Chief Quality Officer, SKMC, Cleveland Clinic, UAE

Title: HFpEF: Cardiovascular abnormalities not just comorbidities

Biography

Biography: Samer Ellahham

Abstract

Nearly half of all patients with heart failure have a normal ejection fraction (EF). The prevalence of this syndrome, termed heart failure with preserved ejection fraction (HFpEF), continues to increase likely because of the increasing prevalence of common risk factors, including older age, female gender, hypertension, renal dysfunction, metabolic syndrome and obesity. In contrast to heart failure with reduced ejection fraction (HFrEF), no treatment has been proven in pivotal clinical trials to be effective for HFpEF, largely because of the pathophysiological heterogeneity that exists within the broad spectrum of HFpEF. This syndrome was historically considered to be caused exclusively by left ventricular diastolic dysfunction, but research has identified several other contributory factors, including limitations in left ventricular systolic reserve, systemic and pulmonary vascular function, nitric oxide bioavailability, chronotropic reserve, right heart function, autonomic tone, left atrial function, and peripheral impairments. Multiple individual mechanisms frequently coexist within the same patient to cause symptomatic heart failure, but between patients with HFpEF the extent to which each component is operative can differ widely, confounding treatment approaches.

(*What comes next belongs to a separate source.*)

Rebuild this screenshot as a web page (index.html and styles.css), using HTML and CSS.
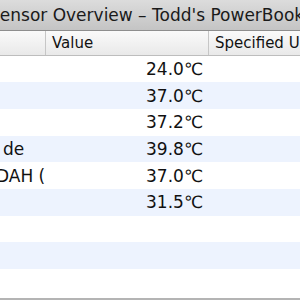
FILE: index.html
```html
<!DOCTYPE html>
<html lang="en">
<head>
    <meta charset="UTF-8">
    <title>Sensor Overview</title>
    <link rel="stylesheet" href="styles.css">
</head>
<body>
    <div class="window">
        <div class="titlebar">
            <span class="title">Sensor Overview – Todd's PowerBook G4</span>
        </div>

        <!-- column headers -->
        <div class="row head">
            <div class="cell"></div>
            <div class="cell">Value</div>
            <div class="cell">Specified Upper Limit</div>
        </div>

        <div class="rows">
            <div class="row"><div class="cell name"></div><div class="cell value">24.0℃</div><div class="cell"></div></div>
            <div class="row"><div class="cell name"></div><div class="cell value">37.0℃</div><div class="cell"></div></div>
            <div class="row"><div class="cell name"></div><div class="cell value">37.2℃</div><div class="cell"></div></div>
            <div class="row"><div class="cell name"><span class="cut-de">de</span></div><div class="cell value">39.8℃</div><div class="cell"></div></div>
            <div class="row"><div class="cell name"><span class="cut-d">DAH (</span></div><div class="cell value">37.0℃</div><div class="cell"></div></div>
            <div class="row"><div class="cell name"></div><div class="cell value">31.5℃</div><div class="cell"></div></div>
            <div class="row"><div class="cell name"></div><div class="cell value"></div><div class="cell"></div></div>
            <div class="row"><div class="cell name"></div><div class="cell value"></div><div class="cell"></div></div>
            <div class="row"><div class="cell name"></div><div class="cell value"></div><div class="cell"></div></div>
        </div>
    </div>
</body>
</html>
```

FILE: styles.css
```css
body {
    margin: 0;
    font-family: 'DejaVu Sans', sans-serif;
    color: #111;
    background: #fff;
}

.window {
    width: 300px;
    height: 300px;
    overflow: hidden;
    display: flex;
    flex-direction: column;
}

.titlebar {
    height: 31px;
    flex-shrink: 0;
    display: flex;
    align-items: center;
    background: linear-gradient(#dcdcdc, #c4c4c4);
    border-bottom: 1px solid #8e8e8e;
    box-sizing: border-box;
    overflow: hidden;
}

.title {
    font-size: 17px;
    white-space: nowrap;
    margin-left: -11px;
    color: #1a1a1a;
}

.row {
    display: grid;
    grid-template-columns: 45px 163px 1fr;
    height: 26.7px;
    align-items: center;
    font-size: 17px;
}

.row.head {
    height: 24.5px;
    flex-shrink: 0;
    font-size: 15px;
    background: linear-gradient(#fafafa, #e9e9e9);
    border-bottom: 1px solid #bdbdbd;
    box-sizing: border-box;
    align-items: stretch;
}

.row.head .cell {
    display: flex;
    align-items: center;
    padding-left: 6px;
    padding-top: 1px;
    border-left: 1px solid #c6c6c6;
    white-space: nowrap;
    overflow: hidden;
}

.row.head .cell:first-child {
    border-left: none;
}

.rows {
    flex: 1;
    border-bottom: 2px solid #b4b4b4;
    overflow: hidden;
}

.rows .row:nth-child(even) {
    background: #edf3fe;
}

.cell {
    white-space: nowrap;
    overflow: hidden;
}

.value {
    text-align: right;
    padding-right: 5px;
}

.cut-de {
    padding-left: 3px;
}

.cut-d {
    display: inline-block;
    margin-left: -4px;
}
```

Clinical trials have not yet identified effective treatments for HFpEF. Incomplete understanding of the pathophysiology of HFpEF, the likelihood that there is substantial pathophysiologic heterogeneity among affected patients, and the interplay of various risk factors have all been barriers in the development of effective treatments. Ongoing research initiatives given the rapidly increasing number of patients with this form of heart failure are critically important.